I'm not saying everybody should do this. But I am saying it's not as dangerous as people make out as long as you understand the limitations and know what you are doing.


----------



## olli@ (Nov 23, 2018)

I have a habit to create a local “emergency user” when I install a system. It always gets /rescue/sh as login shell (which is statically linked, so it doesn't depend on shared libraries), it's a member of the wheel group (so it can use `su -m` to become root, even if root's shell is broken), and its home directory is on the root file system. That emergency user saved my ass a few times.


----------



## jordanch (Nov 26, 2018)

xtaz said:


> Anything critical done remotely should probably be done inside sysutils/screen or sysutils/tmux where if the connection drops you can reattach where you left off. Much less dangerous then if you get kicked off.
> 
> Secondly using bash as a root shell isn't so bad as long as you completely understand the limitations.

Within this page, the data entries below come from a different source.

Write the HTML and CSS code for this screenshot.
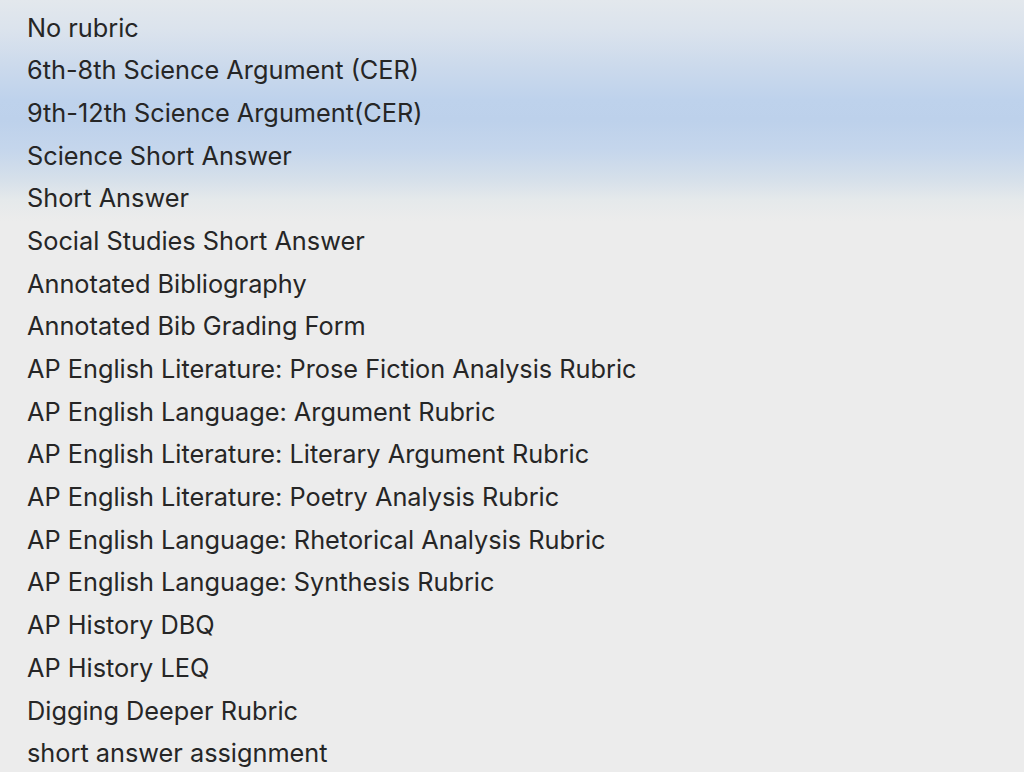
FILE: index.html
```html
<!DOCTYPE html>
<html>
<head>
<meta charset="utf-8">
<link rel="stylesheet" href="styles.css">
</head>
<body>
<ul class="menu">
  <li class="item">No rubric</li>
  <li class="item">6th-8th Science Argument (CER)</li>
  <li class="item">9th-12th Science Argument(CER)</li>
  <li class="item">Science Short Answer</li>
  <li class="item">Short Answer</li>
  <li class="item">Social Studies Short Answer</li>
  <li class="item">Annotated Bibliography</li>
  <li class="item">Annotated Bib Grading Form</li>
  <li class="item">AP English Literature: Prose Fiction Analysis Rubric</li>
  <li class="item">AP English Language: Argument Rubric</li>
  <li class="item">AP English Literature: Literary Argument Rubric</li>
  <li class="item">AP English Literature: Poetry Analysis Rubric</li>
  <li class="item">AP English Language: Rhetorical Analysis Rubric</li>
  <li class="item">AP English Language: Synthesis Rubric</li>
  <li class="item">AP History DBQ</li>
  <li class="item">AP History LEQ</li>
  <li class="item">Digging Deeper Rubric</li>
  <li class="item">short answer assignment</li>
</ul>
</body>
</html>
```

FILE: styles.css
```css
html, body {
  margin: 0;
  padding: 0;
  height: 100%;
  overflow: hidden;
}
body {
  background: linear-gradient(to bottom,
    #e3e8ed 0px,
    #dbe3ed 30px,
    #ccdaec 65px,
    #bed2ec 100px,
    #bdd1eb 120px,
    #c5d6ec 150px,
    #d6e0ea 180px,
    #e5e9eb 200px,
    #ececec 222px,
    #ececec 100%);
  font-family: Inter, "Noto Sans", sans-serif;
  color: #262626;
}
.menu {
  list-style: none;
  margin: 0;
  padding: 6.5px 0 0 27px;
}
.item {
  height: 42.7px;
  line-height: 42.7px;
  font-size: 25.3px;
  white-space: nowrap;
}
```
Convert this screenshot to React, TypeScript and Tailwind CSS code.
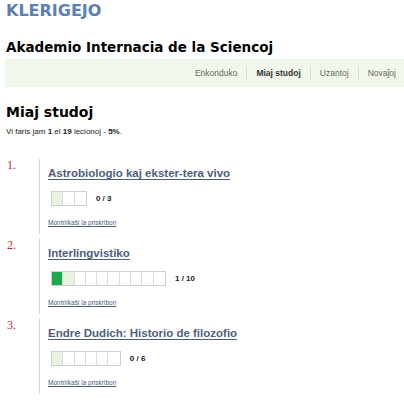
const courses = [
  { n: 1, title: "Astrobiologio kaj ekster-tera vivo", done: 0, total: 3 },
  { n: 2, title: "Interlingvistiko", done: 1, total: 10 },
  { n: 3, title: "Endre Dudich: Historio de filozofio", done: 0, total: 6 },
];

const navItems = ["Enkonduko", "Miaj studoj", "Uzantoj", "Novaĵoj"];

function Progress({ done, total }: { done: number; total: number }) {
  return (
    <div className="flex items-center">
      <div className="flex shrink-0 border border-[#cfcfcf]">
        {Array.from({ length: total }).map((_, i) => (
          <span
            key={i}
            className={`h-[13px] w-[11.3px] shrink-0 border-r border-[#dcdcdc] last:border-r-0 ${
              i < done ? "bg-[#1aa84a]" : i === done ? "bg-[#e8f4e0]" : "bg-white"
            }`}
          />
        ))}
      </div>
      <span className="ml-[9px] font-['Liberation_Sans',sans-serif] text-[8px] font-bold text-[#222]">
        {done} / {total}
      </span>
    </div>
  );
}

export default function App() {
  return (
    <div className="h-[400px] w-[404px] overflow-hidden bg-white font-['DejaVu_Sans',sans-serif]">
      <div className="px-[6px] pt-[1px] text-[16px] font-bold leading-[20px] text-[#5b80b4]">KLERIGEJO</div>
      <h1 className="mt-[17px] px-[6px] text-[13.5px] font-bold leading-[18px] text-black">
        Akademio Internacia de la Sciencoj
      </h1>
      <nav className="ml-[5px] mt-[3px] flex h-[28px] items-center justify-end bg-[#f1f8eb] pr-[8px] font-['Liberation_Sans',sans-serif] text-[8.5px] text-[#666]">
        {navItems.map((item, i) => (
          <div key={item} className="flex items-center">
            {i > 0 && <span className="mx-[9px] h-[12px] w-px bg-[#d8d8d8]" />}
            <span className={item === "Miaj studoj" ? "font-bold text-[#333]" : ""}>{item}</span>
          </div>
        ))}
      </nav>
      <h2 className="mt-[16px] px-[6px] text-[14px] font-bold leading-[18px] text-black">Miaj studoj</h2>
      <p className="mt-[6px] px-[6px] font-['Liberation_Sans',sans-serif] text-[8px] leading-[10px] text-[#222]">
        Vi faris jam <b>1</b> el <b>19</b> lecionoj - <b>5%</b>.
      </p>
      <div className="mt-[22px] flex flex-col gap-[5px]">
        {courses.map((c) => (
          <div key={c.n} className="flex">
            <div className="w-[39px] pl-[7px] font-['Liberation_Serif',serif] text-[12px] leading-[12px] text-[#c0282d]">
              {c.n}.
            </div>
            <div className="h-[75px] border-l border-[#d8d8d8] pl-[8px] pt-[7px]">
              <a className="block font-['Liberation_Sans',sans-serif] text-[11.5px] font-bold leading-[14px] text-[#4d5e7e] underline underline-offset-2">
                {c.title}
              </a>
              <div className="mt-[11px] pl-[3px]">
                <Progress done={c.done} total={c.total} />
              </div>
              <a className="mt-[13px] block font-['Liberation_Sans',sans-serif] text-[6.5px] leading-[8px] text-[#4d5e7e] underline">
                Montri/kaŝi la priskribon
              </a>
            </div>
          </div>
        ))}
      </div>
    </div>
  );
}
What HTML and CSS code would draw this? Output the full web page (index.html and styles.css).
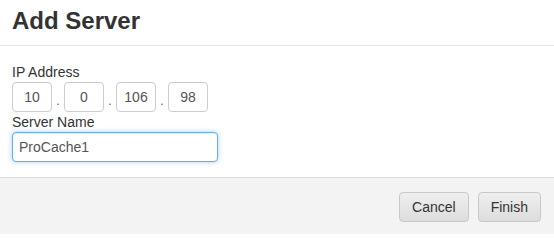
FILE: index.html
```html
<!DOCTYPE html>
<html>
<head>
<meta charset="utf-8">
<link rel="stylesheet" href="styles.css">
</head>
<body>
<div class="modal">
  <div class="modal-header">
    <h4 class="title">Add Server</h4>
  </div>
  <div class="modal-body">
    <label class="label">IP Address</label>
    <div class="ip-row">
      <input class="octet" type="text" value="10">
      <span class="dot">.</span>
      <input class="octet" type="text" value="0">
      <span class="dot">.</span>
      <input class="octet" type="text" value="106">
      <span class="dot">.</span>
      <input class="octet" type="text" value="98">
    </div>
    <label class="label">Server Name</label>
    <input class="name-input" type="text" value="ProCache1">
  </div>
  <div class="modal-footer">
    <button class="btn">Cancel</button>
    <button class="btn">Finish</button>
  </div>
</div>
</body>
</html>
```
FILE: styles.css
```css
html, body {
  margin: 0;
  padding: 0;
  background: #fff;
}
body {
  font-family: "Liberation Sans", Arial, sans-serif;
  font-size: 14px;
  color: #333;
  width: 554px;
  height: 234px;
  overflow: hidden;
}
.modal {
  display: flex;
  flex-direction: column;
  height: 234px;
}
.modal-header {
  padding: 8px 12px 11px;
  border-bottom: 1px solid #e5e5e5;
}
.title {
  margin: 0;
  font-size: 24px;
  line-height: 26px;
  font-weight: bold;
  color: #333;
}
.modal-body {
  padding: 16px 12px 15px;
  display: flex;
  flex-direction: column;
  align-items: flex-start;
}
.label {
  display: block;
  line-height: 20px;
  height: 20px;
  color: #333;
}
.ip-row {
  display: flex;
  align-items: center;
  height: 30px;
}
.octet {
  box-sizing: border-box;
  width: 40px;
  height: 30px;
  margin: 0;
  padding: 0;
  border: 1px solid #ccc;
  border-radius: 4px;
  text-align: center;
  font-family: "Liberation Sans", Arial, sans-serif;
  font-size: 14px;
  color: #555;
  background: #fff;
  outline: none;
}
.dot {
  width: 12px;
  text-align: center;
  color: #555;
  font-size: 12px;
  padding-top: 8px;
}
.name-input {
  box-sizing: border-box;
  width: 206px;
  height: 30px;
  margin: 0;
  padding: 0 6px;
  border: 1px solid #66afe9;
  border-radius: 4px;
  box-shadow: inset 0 1px 1px rgba(0,0,0,.075), 0 0 5px rgba(102,175,233,.6);
  font-family: "Liberation Sans", Arial, sans-serif;
  font-size: 14px;
  color: #555;
  background: #fff;
  outline: none;
}
.modal-footer {
  flex: 1;
  background: #f3f3f3;
  border-top: 1px solid #dcdcdc;
  display: flex;
  justify-content: flex-end;
  align-items: flex-start;
  gap: 9px;
  padding: 14px 13px 0 0;
}
.btn {
  box-sizing: border-box;
  height: 30px;
  padding: 0 12px;
  border: 1px solid #c8c8c8;
  border-radius: 4px;
  background: linear-gradient(to bottom, #efefef, #dddddd);
  font-family: "Liberation Sans", Arial, sans-serif;
  font-size: 14px;
  color: #333;
  cursor: pointer;
}
```
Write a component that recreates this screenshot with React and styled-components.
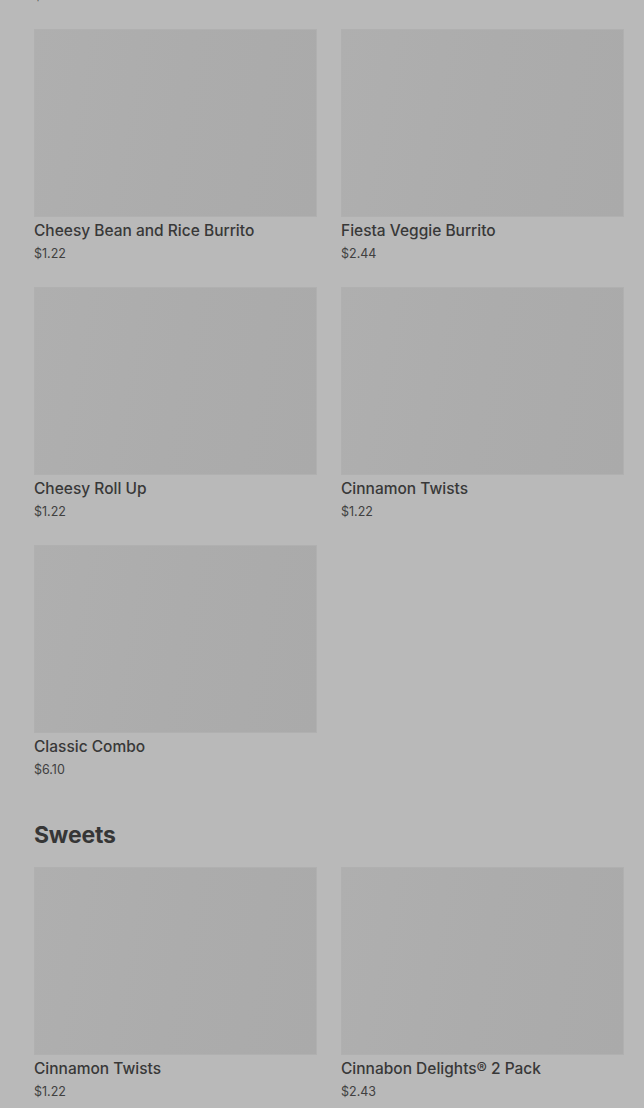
import React from "react";
import styled, { createGlobalStyle } from "styled-components";

const Global = createGlobalStyle`
  html, body {
    margin: 0;
    padding: 0;
    background: #b9b9b9;
    overflow: hidden;
  }
  body {
    font-family: Inter, "Noto Sans", "Liberation Sans", sans-serif;
    color: #3a3a3a;
  }
`;

const Page = styled.div`
  width: 644px;
  height: 1108px;
  overflow: hidden;
  background: #b9b9b9;
  box-sizing: border-box;
  padding: 0 20px 0 34px;
`;

const Scroller = styled.div`
  margin-top: -229px;
`;

const Section = styled.section`
  margin-bottom: 40px;
`;

const Heading = styled.h2`
  margin: 0 0 16px;
  font-size: 23px;
  line-height: 32px;
  font-weight: 700;
  color: #363636;
  letter-spacing: -0.2px;
`;

const Grid = styled.div`
  display: grid;
  grid-template-columns: 283px 283px;
  column-gap: 24px;
  row-gap: 24px;
`;

const Card = styled.div`
  display: flex;
  flex-direction: column;
`;

const Thumb = styled.div`
  height: 188px;
  background: linear-gradient(100deg, #afafaf 0%, #acacac 50%, #aaaaaa 100%);
  box-shadow: inset 0 0 0 1px #b0b0b0;
`;

const Name = styled.div`
  margin-top: 4px;
  font-size: 15.5px;
  line-height: 20px;
  font-weight: 500;
  color: #383838;
  white-space: nowrap;
`;

const Price = styled.div`
  margin-top: 4px;
  font-size: 12.5px;
  line-height: 18px;
  color: #404040;
`;

const sections = [
  {
    title: null,
    items: [{ name: "Spicy Potato Soft Taco", price: "$1.22" }],
  },
  {
    title: null,
    items: [
      { name: "Cheesy Bean and Rice Burrito", price: "$1.22" },
      { name: "Fiesta Veggie Burrito", price: "$2.44" },
      { name: "Cheesy Roll Up", price: "$1.22" },
      { name: "Cinnamon Twists", price: "$1.22" },
      { name: "Classic Combo", price: "$6.10" },
    ],
  },
  {
    title: "Sweets",
    items: [
      { name: "Cinnamon Twists", price: "$1.22" },
      { name: "Cinnabon Delights® 2 Pack", price: "$2.43" },
    ],
  },
];

function Item({ item }) {
  return (
    <Card>
      <Thumb />
      <Name>{item.name}</Name>
      <Price>{item.price}</Price>
    </Card>
  );
}

export default function App() {
  return (
    <Page>
      <Global />
      <Scroller>
        <Grid style={{ marginBottom: 24 }}>
          {sections[0].items.map((it, i) => (
            <Item key={`pre_${i}`} item={it} />
          ))}
        </Grid>
        {sections.slice(1).map((s, si) => (
          <Section key={`sec_${si}`}>
            {s.title ? <Heading>{s.title}</Heading> : null}
            <Grid>
              {s.items.map((it, i) => (
                <Item key={`sec_${si}_${i}`} item={it} />
              ))}
            </Grid>
          </Section>
        ))}
      </Scroller>
    </Page>
  );
}
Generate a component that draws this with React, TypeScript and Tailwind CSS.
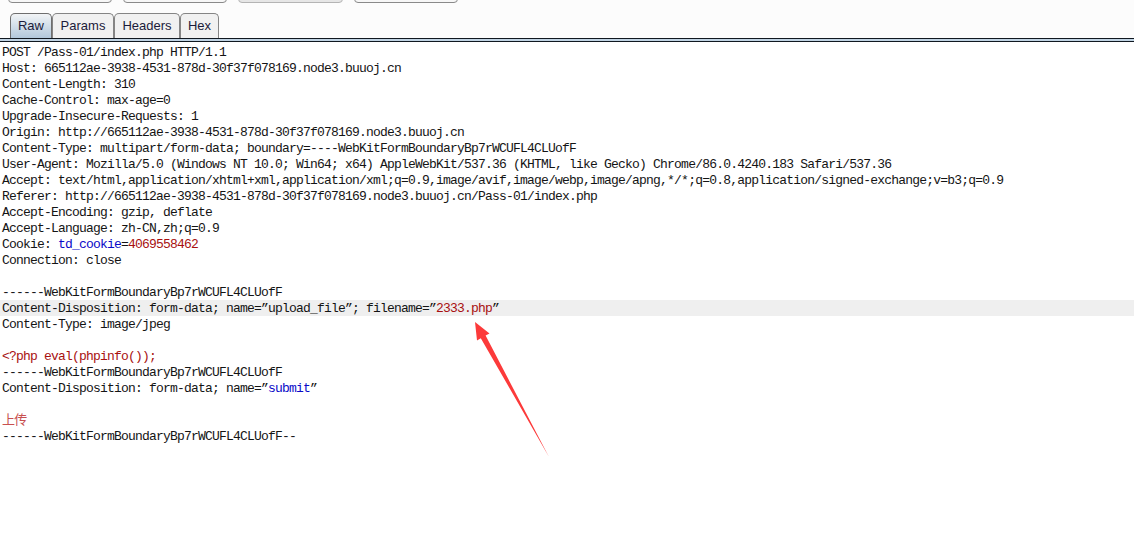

One reason is if /usr/local is on a different filesystem to / then you may find that it's not mounted in the case of any problems and thus can't be found. This isn't an issue if you have /usr/local on the / filesystem which quite a few people do. This also wouldn't be an issue with ZFS rather than UFS.
> 
> ...



Excellent point about tmux. But may I add that if one prefers bash (or another shell more advanced than sh), it is more practical to simply set it as default in the tmux conf. That way, the operating system retains its default (sh), and the user gets the benefit of bash for all practical purposes, since all practical work is done via tmux anyways. This is the setup I now have


----------